Parmi les initiatives existantes, citons les cours ouverts et préparatoires pour les élèves du secondaire visant à préparer le passage aux études supérieures. La transition vers le premier emploi peut aussi être mieux appréhendée grâce aux stages de terrain ou d’observation. « Cela permettra de montrer aux personnes anticipant (trop) négativement la transition qu’il y aura également du positif à la clé, et inversement pour les personnes (trop) positives. »
La crainte de la retraite, une émotion contagieuse ?
Dans le cadre de son nouveau mandat de recherche FNRS, le scientifique étudiera une autre étape importante dans la vie professionnelle : le départ à la pension. « Des études indiquent très clairement que la retraite représente l’une des transitions professionnelles les plus anticipées émotionnellement. Certains n’attendent que ça, quand d’autres la redoutent des années à l’avance », note le psychologue.

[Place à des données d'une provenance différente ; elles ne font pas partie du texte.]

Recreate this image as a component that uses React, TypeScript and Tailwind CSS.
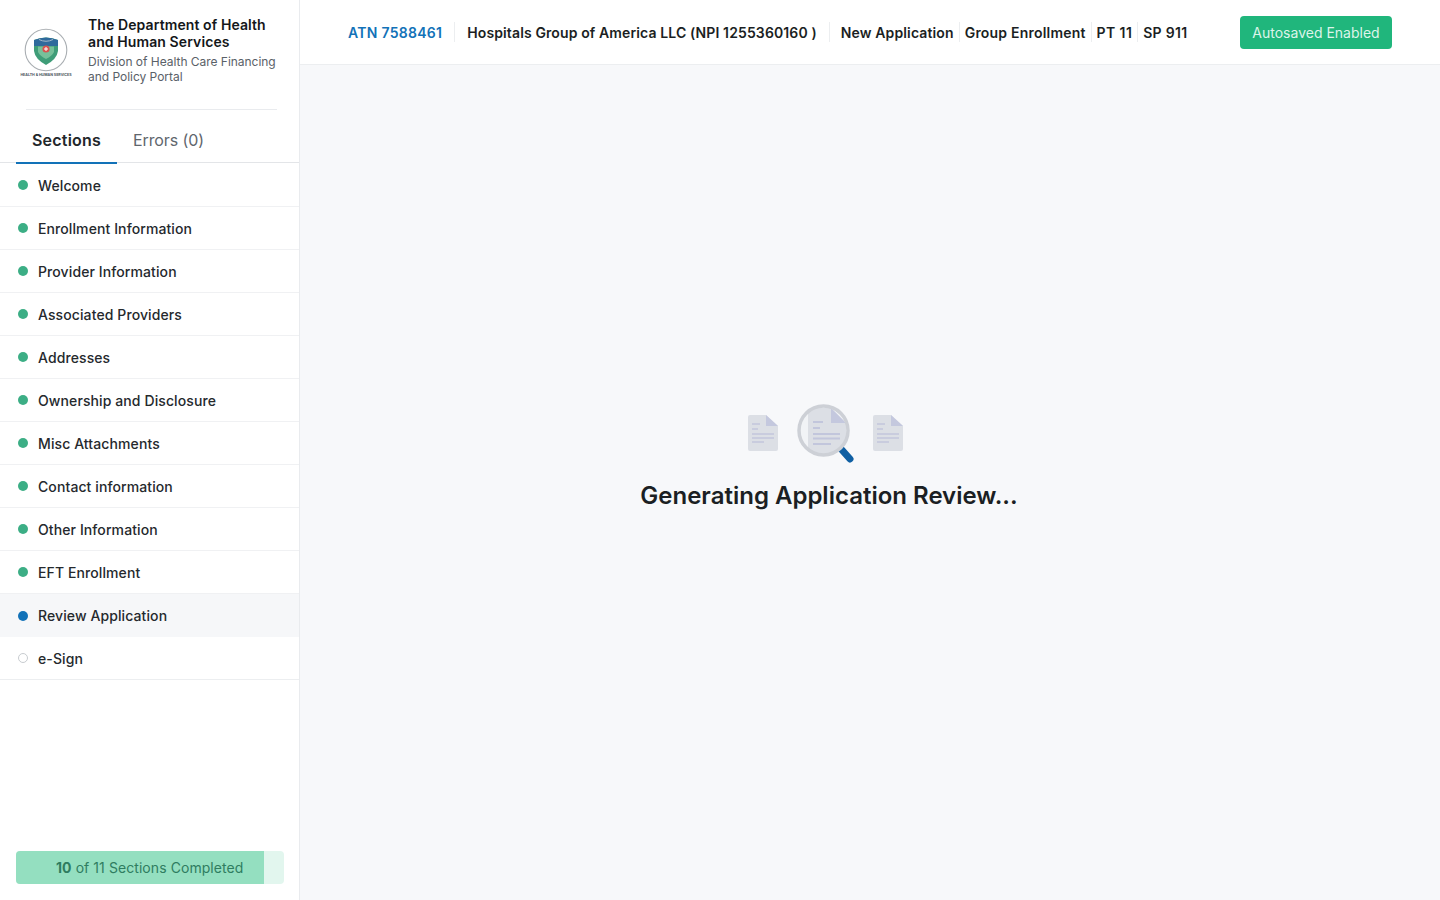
const sections = [
  'Welcome',
  'Enrollment Information',
  'Provider Information',
  'Associated Providers',
  'Addresses',
  'Ownership and Disclosure',
  'Misc Attachments',
  'Contact information',
  'Other Information',
  'EFT Enrollment',
];

function Logo() {
  return (
    <div className="flex h-[64px] w-[52px] shrink-0 flex-col items-center">
      <svg viewBox="0 0 44 44" className="mt-[12px] h-[44px] w-[44px] shrink-0">
        <circle cx="22" cy="22" r="20.8" fill="#fff" stroke="#a9aeb2" strokeWidth="1.1" />
        <path d="M10 12 Q22 7 34 12 L34 23 Q33 31 22 37 Q11 31 10 23 Z" fill="#3f9d78" />
        <path d="M10 12 Q22 7 34 12 L34 18 L10 18 Z" fill="#2f6a9c" />
        <path d="M14 18.5 H30 L30 24 Q28 28 22 31 Q16 28 14 24 Z" fill="#77c09a" />
        <circle cx="22" cy="21" r="3.6" fill="#d9534f" />
        <path d="M22 19 V23 M20 21 H24" stroke="#fff" strokeWidth="1" />
        <path d="M15 11.5 Q22 15 29 11.5" fill="none" stroke="#a6bacb" strokeWidth="1" />
      </svg>
      <span className="mt-[1px] text-[3.6px] leading-[5px] font-bold whitespace-nowrap text-[#4a5560]">
        HEALTH &amp; HUMAN SERVICES
      </span>
    </div>
  );
}

function Lens() {
  return (
    <svg viewBox="0 0 60 60" className="h-[60px] w-[60px]">
      <defs>
        <clipPath id="lens-clip">
          <circle cx="27.5" cy="27.5" r="24.5" />
        </clipPath>
      </defs>
      <path d="M46 47 L54 56" stroke="#0f5fa3" strokeWidth="7" strokeLinecap="round" />
      <circle cx="27.5" cy="27.5" r="24.5" fill="#f1f3f6" />
      <g clipPath="url(#lens-clip)">
        <path d="M12 5 H35 L50 20 V56 H12 Z" fill="#dcdfe5" />
        <path d="M35 5 L50 20 H35 Z" fill="#c4c8de" />
        <path d="M17 19 H27 M17 25 H24" stroke="#c2c6dc" strokeWidth="1.8" />
        <path d="M17 31 H44 M17 35.5 H44 M17 41 H35" stroke="#c2c6dc" strokeWidth="2" />
      </g>
      <circle cx="27.5" cy="27.5" r="24.5" fill="none" stroke="#cdd0d6" strokeWidth="3.5" />
    </svg>
  );
}

function Doc() {
  return (
    <svg viewBox="0 0 30 38" className="h-[38px] w-[30px]">
      <path d="M2 1 H18 L30 12 V35 Q30 37 28 37 H2 Q0 37 0 35 V3 Q0 1 2 1 Z" fill="#dcdfe5" />
      <path d="M18 1 L30 12 H18 Z" fill="#c4c8de" />
      <path d="M4 10 H12 M4 15 H10" stroke="#c2c6dc" strokeWidth="1.6" />
      <path d="M4 20 H26 M4 24 H26 M4 28 H16" stroke="#c2c6dc" strokeWidth="1.6" />
    </svg>
  );
}

export default function App() {
  return (
    <div className="flex h-[900px] w-[1440px] overflow-hidden bg-white font-['Inter',sans-serif] text-[#1b1f23]">
      <aside className="flex w-[300px] shrink-0 flex-col border-r border-[#e9ebee] bg-white">
        <div className="flex px-[20px] pt-[16px]">
          <Logo />
          <div className="ml-[16px]">
            <h1 className="text-[14px] leading-[17px] font-semibold tracking-[0.1px] text-[#14171a]">
              The Department of Health
              <br />
              and Human Services
            </h1>
            <p className="mt-[4px] text-[12px] leading-[15px] tracking-[-0.03px] text-[#5a6168]">
              Division of Health Care Financing
              <br />
              and Policy Portal
            </p>
          </div>
        </div>
        <div className="mt-[25px] ml-[26px] h-px w-[251px] bg-[#e9ebee]" />
        <div className="flex h-[53px] border-b border-[#e3e5e8] px-[16px]">
          <div className="-mb-[2px] flex w-[101px] items-center justify-center border-b-2 border-[#1272b8] pt-[8px] text-[16px] font-semibold tracking-[0.2px] text-[#22262a]">
            Sections
          </div>
          <div className="flex items-center pt-[8px] pl-[16px] text-[16px] tracking-[-0.1px] text-[#5f666d]">Errors (0)</div>
        </div>
        <ul className="pt-px">
          {sections.map((name) => (
            <li key={name} className="flex h-[43px] items-center gap-[10px] border-b border-[#f0f1f3] pl-[18px] text-[14px] font-medium tracking-[0.1px] text-[#25292d]">
              <span className="h-[10px] w-[10px] rounded-full bg-[#3cae85]" />
              {name}
            </li>
          ))}
          <li className="flex h-[43px] items-center gap-[10px] bg-[#f6f7f9] pl-[18px] text-[14px] font-medium tracking-[0.1px] text-[#25292d]">
            <span className="h-[10px] w-[10px] rounded-full bg-[#1272b8]" />
            Review Application
          </li>
          <li className="flex h-[43px] items-center gap-[10px] border-b border-[#eceef0] pl-[18px] text-[14px] font-medium tracking-[0.1px] text-[#25292d]">
            <span className="h-[10px] w-[10px] rounded-full border border-[#c8ccd0] bg-white" />
            e-Sign
          </li>
        </ul>
        <div className="mt-auto pr-[15px] pb-[16px] pl-[16px]">
          <div className="h-[33px] overflow-hidden rounded-[4px] bg-[#e2f6ee]">
            <div className="flex h-full w-[248px] items-center bg-[#94dfc0] pl-[40px] text-[14px] tracking-[0.07px] whitespace-nowrap text-[#2f7d60]">
              <span className="font-bold">10</span>&nbsp;of 11 Sections Completed
            </div>
          </div>
        </div>
      </aside>
      <main className="flex min-w-0 flex-1 flex-col">
        <header className="flex h-[65px] shrink-0 items-center border-b border-[#eceef0] bg-white px-[48px] text-[14px] font-semibold text-[#1b1f23]">
          <span className="tracking-[0.27px] text-[#1272b8]">ATN 7588461</span>
          <span className="mx-[12px] h-[20px] w-px shrink-0 bg-[#eceef0]" />
          <span className="tracking-[0.12px]">Hospitals Group of America LLC (NPI 1255360160 )</span>
          <span className="mr-[5px] ml-[12px] h-[20px] w-px shrink-0 bg-[#eceef0]" />
          <span className="ml-[6px] tracking-[0.13px]">New Application</span>
          <span className="mx-[5px] h-[20px] w-px shrink-0 bg-[#eceef0]" />
          <span className="tracking-[0.2px]">Group Enrollment</span>
          <span className="mx-[5px] h-[20px] w-px shrink-0 bg-[#eceef0]" />
          <span className="tracking-[0.4px]">PT 11</span>
          <span className="mx-[5px] h-[20px] w-px shrink-0 bg-[#eceef0]" />
          <span className="tracking-[0.3px]">SP 911</span>
          <button className="ml-auto flex h-[33px] w-[152px] items-center justify-center rounded-[4px] bg-[#20b67c] text-[14px] font-normal text-[#dcf4ea]">
            Autosaved Enabled
          </button>
        </header>
        <div className="flex flex-1 flex-col items-center bg-[#f7f8fa] pt-[338px] pr-[82px]">
          <div className="mr-[7px] flex items-center gap-[17.5px]">
            <Doc />
            <Lens />
            <Doc />
          </div>
          <h2 className="mt-[18px] text-[24px] leading-[30px] font-semibold text-[#1b1f23]">
            Generating Application Review...
          </h2>
        </div>
      </main>
    </div>
  );
}
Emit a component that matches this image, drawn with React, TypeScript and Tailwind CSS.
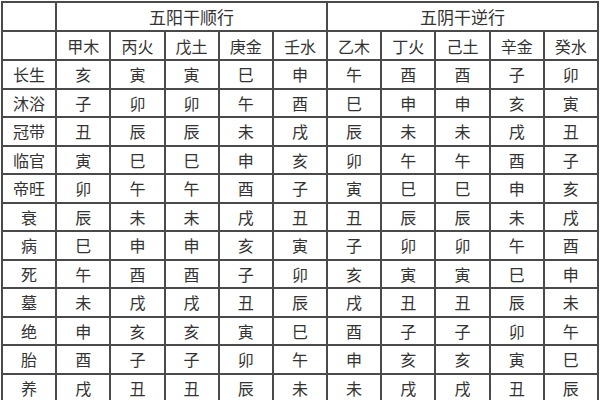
import React from 'react'

const yang = ['甲木', '丙火', '戊土', '庚金', '壬水']
const yin = ['乙木', '丁火', '己土', '辛金', '癸水']

const rows: [string, string[]][] = [
    ['长生', ['亥', '寅', '寅', '巳', '申', '午', '酉', '酉', '子', '卯']],
    ['沐浴', ['子', '卯', '卯', '午', '酉', '巳', '申', '申', '亥', '寅']],
    ['冠带', ['丑', '辰', '辰', '未', '戌', '辰', '未', '未', '戌', '丑']],
    ['临官', ['寅', '巳', '巳', '申', '亥', '卯', '午', '午', '酉', '子']],
    ['帝旺', ['卯', '午', '午', '酉', '子', '寅', '巳', '巳', '申', '亥']],
    ['衰', ['辰', '未', '未', '戌', '丑', '丑', '辰', '辰', '未', '戌']],
    ['病', ['巳', '申', '申', '亥', '寅', '子', '卯', '卯', '午', '酉']],
    ['死', ['午', '酉', '酉', '子', '卯', '亥', '寅', '寅', '巳', '申']],
    ['墓', ['未', '戌', '戌', '丑', '辰', '戌', '丑', '丑', '辰', '未']],
    ['绝', ['申', '亥', '亥', '寅', '巳', '酉', '子', '子', '卯', '午']],
    ['胎', ['酉', '子', '子', '卯', '午', '申', '亥', '亥', '寅', '巳']],
    ['养', ['戌', '丑', '丑', '辰', '未', '未', '戌', '戌', '丑', '辰']],
]

const cell = 'border-2 border-[#4a4a4a] text-center p-0 font-normal'

const App = () => {
    return (
        <div className="w-[600px] h-[400px] overflow-hidden bg-white pl-px pt-px text-[#333] font-['Noto_Sans_CJK_SC',sans-serif] text-[16px] leading-none">
            <table className="w-[598px] table-fixed border-collapse">
                <thead>
                    {/* 阴阳分组 */}
                    <tr className="h-[29px]">
                        <th className={cell}></th>
                        <th className={cell + ' text-[17px]'} colSpan={5}>五阳干顺行</th>
                        <th className={cell + ' text-[17px]'} colSpan={5}>五阴干逆行</th>
                    </tr>
                    {/* 天干 */}
                    <tr className="h-[29px]">
                        <th className={cell}></th>
                        {[...yang, ...yin].map((g) => (
                            <th key={g} className={cell}>{g}</th>
                        ))}
                    </tr>
                </thead>
                <tbody>
                    {rows.map(([name, vals]) => (
                        <tr key={name} className="h-[28.5px]">
                            <td className={cell}>{name}</td>
                            {vals.map((v, i) => (
                                <td key={i} className={cell}>{v}</td>
                            ))}
                        </tr>
                    ))}
                </tbody>
            </table>
        </div>
    )
}

export default App
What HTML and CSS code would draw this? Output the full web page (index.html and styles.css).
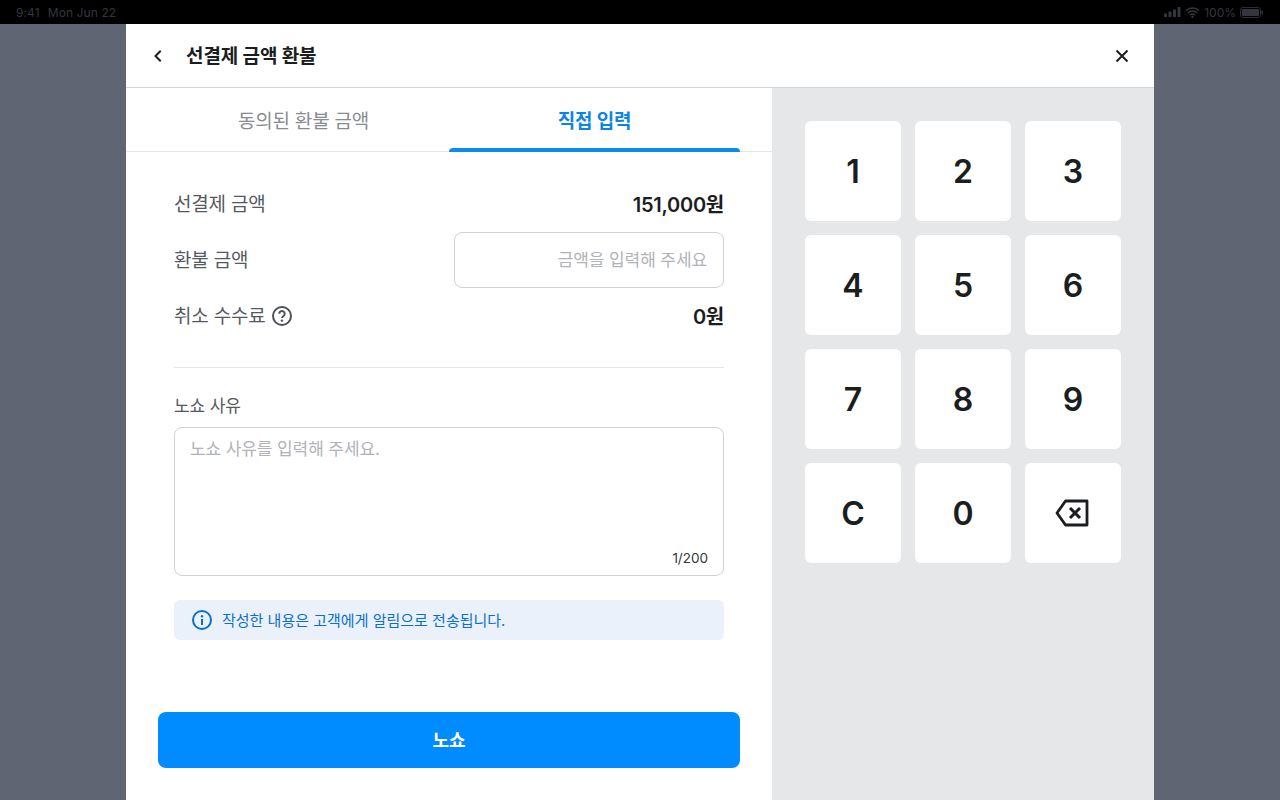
FILE: index.html
```html
<!DOCTYPE html>
<html lang="ko">
<head>
<meta charset="utf-8">
<title>선결제 금액 환불</title>
<link rel="stylesheet" href="styles.css">
</head>
<body>
<div class="status">
  <div class="status-left"><span>9:41</span><span>Mon Jun 22</span></div>
  <div class="status-right">
    <svg width="17" height="10" viewBox="0 0 17 10"><rect x="0" y="6.5" width="3" height="3.5" rx=".6"/><rect x="4.5" y="4.5" width="3" height="5.5" rx=".6"/><rect x="9" y="2.5" width="3" height="7.5" rx=".6"/><rect x="13.5" y="0" width="3" height="10" rx=".6"/></svg>
    <svg width="15" height="11" viewBox="0 0 15 11"><path d="M1 3.8a9.2 9.2 0 0 1 13 0M3 6a6.3 6.3 0 0 1 9 0M5 8.1a3.4 3.4 0 0 1 5 0" fill="none" stroke="#33373d" stroke-width="1.5"/><circle cx="7.5" cy="9.7" r="1.2"/></svg>
    <span>100%</span>
    <svg width="23" height="11" viewBox="0 0 23 11"><rect x=".5" y=".5" width="20" height="10" rx="2.5" fill="none" stroke="#2a2d32"/><rect x="2" y="2" width="17" height="7" rx="1"/><rect x="21.500" y="3.500" width="1.400" height="4" rx=".7"/></svg>
  </div>
</div>
<main class="backdrop">
  <section class="modal">
    <header class="modal-head">
      <div class="head-left">
        <svg class="ico-back" width="24" height="24" viewBox="0 0 24 24"><path d="M14 7.500 9.500 12l4.500 4.500" fill="none" stroke="#1b1d1f" stroke-width="2" stroke-linecap="square"/></svg>
        <h1>선결제 금액 환불</h1>
      </div>
      <svg width="24" height="24" viewBox="0 0 24 24"><path d="M6.500 6.500l11 11M17.500 6.500l-11 11" fill="none" stroke="#1b1d1f" stroke-width="2"/></svg>
    </header>
    <div class="modal-body">
      <div class="left">
        <nav class="tabs">
          <div class="tab">동의된 환불 금액</div>
          <div class="tab tab-on">직접 입력</div>
        </nav>
        <div class="form">
          <div class="row row-a"><span class="lab">선결제 금액</span><strong class="val">151,000원</strong></div>
          <div class="row row-b"><span class="lab">환불 금액</span><div class="amount">금액을 입력해 주세요</div></div>
          <div class="row row-c">
            <span class="lab lab-help">취소 수수료
              <svg width="22" height="22" viewBox="0 0 22 22"><circle cx="11" cy="11" r="9" fill="none" stroke="#4e5258" stroke-width="2"/><path d="M8.300 8.800a2.700 2.700 0 1 1 4.200 2.200c-.9.6-1.500 1.100-1.500 2.100" fill="none" stroke="#4e5258" stroke-width="2"/><circle cx="11" cy="15.600" r="1.200" fill="#4e5258"/></svg>
            </span>
            <strong class="val">0원</strong>
          </div>
          <hr class="rule">
          <label class="sub">노쇼 사유</label>
          <div class="area">
            <span class="area-ph">노쇼 사유를 입력해 주세요.</span>
            <span class="count">1/200</span>
          </div>
          <div class="notice">
            <svg width="22" height="22" viewBox="0 0 22 22"><circle cx="11" cy="11" r="9" fill="none" stroke="#0b6fd0" stroke-width="2"/><circle cx="11" cy="7.200" r="1.200" fill="#0b6fd0"/><path d="M11 10v6" stroke="#0b6fd0" stroke-width="2"/></svg>
            <span>작성한 내용은 고객에게 알림으로 전송됩니다.</span>
          </div>
        </div>
        <div class="cta">노쇼</div>
      </div>
      <div class="right">
        <div class="pad">
          <div class="key">1</div><div class="key">2</div><div class="key">3</div>
          <div class="key">4</div><div class="key">5</div><div class="key">6</div>
          <div class="key">7</div><div class="key">8</div><div class="key">9</div>
          <div class="key">C</div><div class="key">0</div>
          <div class="key"><svg class="ico-del" width="34" height="28" viewBox="0 0 34 28"><path d="M32 2H10.500L2 14l8.500 12H32z" fill="none" stroke="#1b1d1f" stroke-width="2.800" stroke-linejoin="round"/><path d="M15 9l10 10M25 9 15 19" fill="none" stroke="#1b1d1f" stroke-width="3"/></svg></div>
        </div>
      </div>
    </div>
  </section>
</main>
</body>
</html>
```
FILE: styles.css
```css
* { box-sizing: border-box; }
html, body { margin: 0; height: 800px; overflow: hidden; }
body {
  font-family: Inter, "Noto Sans CJK KR", sans-serif;
  color: #1b1d1f;
  background: #5f6572;
}
.status {
  height: 24px;
  background: #000;
  color: #33373d;
  font-size: 12px;
  display: flex;
  justify-content: space-between;
  align-items: center;
  padding: 0 16px;
  fill: #33373d;
}
.status-left { display: flex; gap: 8px; letter-spacing: .1px; }
.status-right { display: flex; align-items: center; gap: 4px; margin-right: 1px; }
.backdrop { height: 776px; padding: 0 126px; }
.modal { height: 776px; background: #fff; display: flex; flex-direction: column; }
.modal-head {
  height: 64px;
  border-bottom: 1px solid #d3d5d8;
  display: flex;
  align-items: center;
  justify-content: space-between;
  padding: 0 20px;
}
.head-left { display: flex; align-items: center; gap: 16px; }
h1 { margin: 0 0 2px; font-size: 19px; letter-spacing: -.1px; font-weight: 700; }
.modal-body { flex: 1; display: flex; min-height: 0; }
.left { width: 646px; display: flex; flex-direction: column; }
.right { flex: 1; background: #e5e7e9; padding: 33px; }
.tabs { height: 64px; display: flex; padding: 0 32px; border-bottom: 1px solid #e5e7e9; }
.tab {
  flex: 1;
  display: flex;
  align-items: center;
  justify-content: center;
  font-size: 19px;
  letter-spacing: -.2px;
  color: #888c92;
}
.tab-on { position: relative; color: #0b84e8; font-weight: 700; }
.tab-on::after {
  content: "";
  position: absolute;
  left: 0;
  right: 0;
  bottom: -1px;
  height: 4px;
  background: #0b8ced;
  border-radius: 4px 4px 0 0;
}
.form { padding: 36px 48px 0; height: 560px; }
.row { display: flex; justify-content: space-between; align-items: center; }
.row-a { height: 32px; }
.row-b { height: 56px; margin-top: 12px; }
.row-c { height: 32px; margin-top: 12px; }
.lab { font-size: 19px; line-height: 24px; padding-top: 2px; letter-spacing: -.2px; color: #55595f; }
.lab-help { display: flex; align-items: center; gap: 5px; }
.lab-help svg { margin-top: -2px; }
.val { font-size: 20px; line-height: 24px; padding-top: 2px; letter-spacing: -.25px; font-weight: 600; color: #1b1d1f; }
.amount {
  width: 270px;
  height: 56px;
  border: 1px solid #cfd1d4;
  border-radius: 8px;
  display: flex;
  align-items: center;
  justify-content: flex-end;
  padding: 0 16px 3px;
  font-size: 17px;
  letter-spacing: -.1px;
  color: #b0b3b8;
}
.rule { border: 0; border-top: 1px solid #e5e7e9; margin: 35px 0 0; }
.sub { display: block; margin-top: 26px; font-size: 17px; line-height: 24px; letter-spacing: -.1px; color: #55595f; }
.area {
  margin-top: 9px;
  height: 149px;
  border: 1px solid #cfd1d4;
  border-radius: 8px;
  padding: 9px 15px 7px;
  display: flex;
  flex-direction: column;
  justify-content: space-between;
  font-size: 17px;
  letter-spacing: -.1px;
  line-height: 24px;
}
.area-ph { color: #b0b3b8; }
.count { align-self: flex-end; font-size: 13.500px; letter-spacing: 0; line-height: 20px; color: #33373d; }
.notice {
  margin-top: 24px;
  height: 40px;
  background: #ebf1fa;
  border-radius: 6px;
  display: flex;
  align-items: center;
  gap: 9px;
  padding: 0 17px;
  font-size: 15px;
  color: #0b6fd0;
}
.notice span { margin-bottom: 2px; }
.cta {
  margin: 0 32px;
  height: 56px;
  border-radius: 8px;
  background: #008cff;
  color: #fff;
  font-size: 18px;
  font-weight: 700;
  padding-bottom: 2px;
  display: flex;
  align-items: center;
  justify-content: center;
}
.pad { display: grid; grid-template-columns: repeat(3, 96px); grid-auto-rows: 100px; gap: 14px; }
.key {
  background: #fff;
  border-radius: 6px;
  display: flex;
  align-items: center;
  justify-content: center;
  font-size: 32px;
  font-weight: 600;
  color: #1b1d1f;
}
.ico-del { margin-left: -2px; }
```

La carrière professionnelle est souvent valorisée dans nos sociétés, et la pension représente la perte d’un statut. Elle peut donc être associée chez certains à l’insécurité financière, à l’ennui, ou à la solitude. Pour autant, d’autres la perçoivent comme une étape positive, synonyme de liberté et de plaisirs.
« Dans ce nouveau projet, je chercherai à savoir si les émotions anticipées et anticipatoires, positives comme négatives, peuvent être « contagieuses ». On sait, en effet, que la retraite est un grand sujet de conversation, et c’est encore plus vrai en vieillissant. On va donc analyser comment les émotions éprouvées à la perspective de cette étape sont partagées entre amis, entre collègues et en famille, et si ces échanges avec autrui influencent notre propre anticipation émotionnelle face à cette transition de vie », conclut le Dr Parmentier.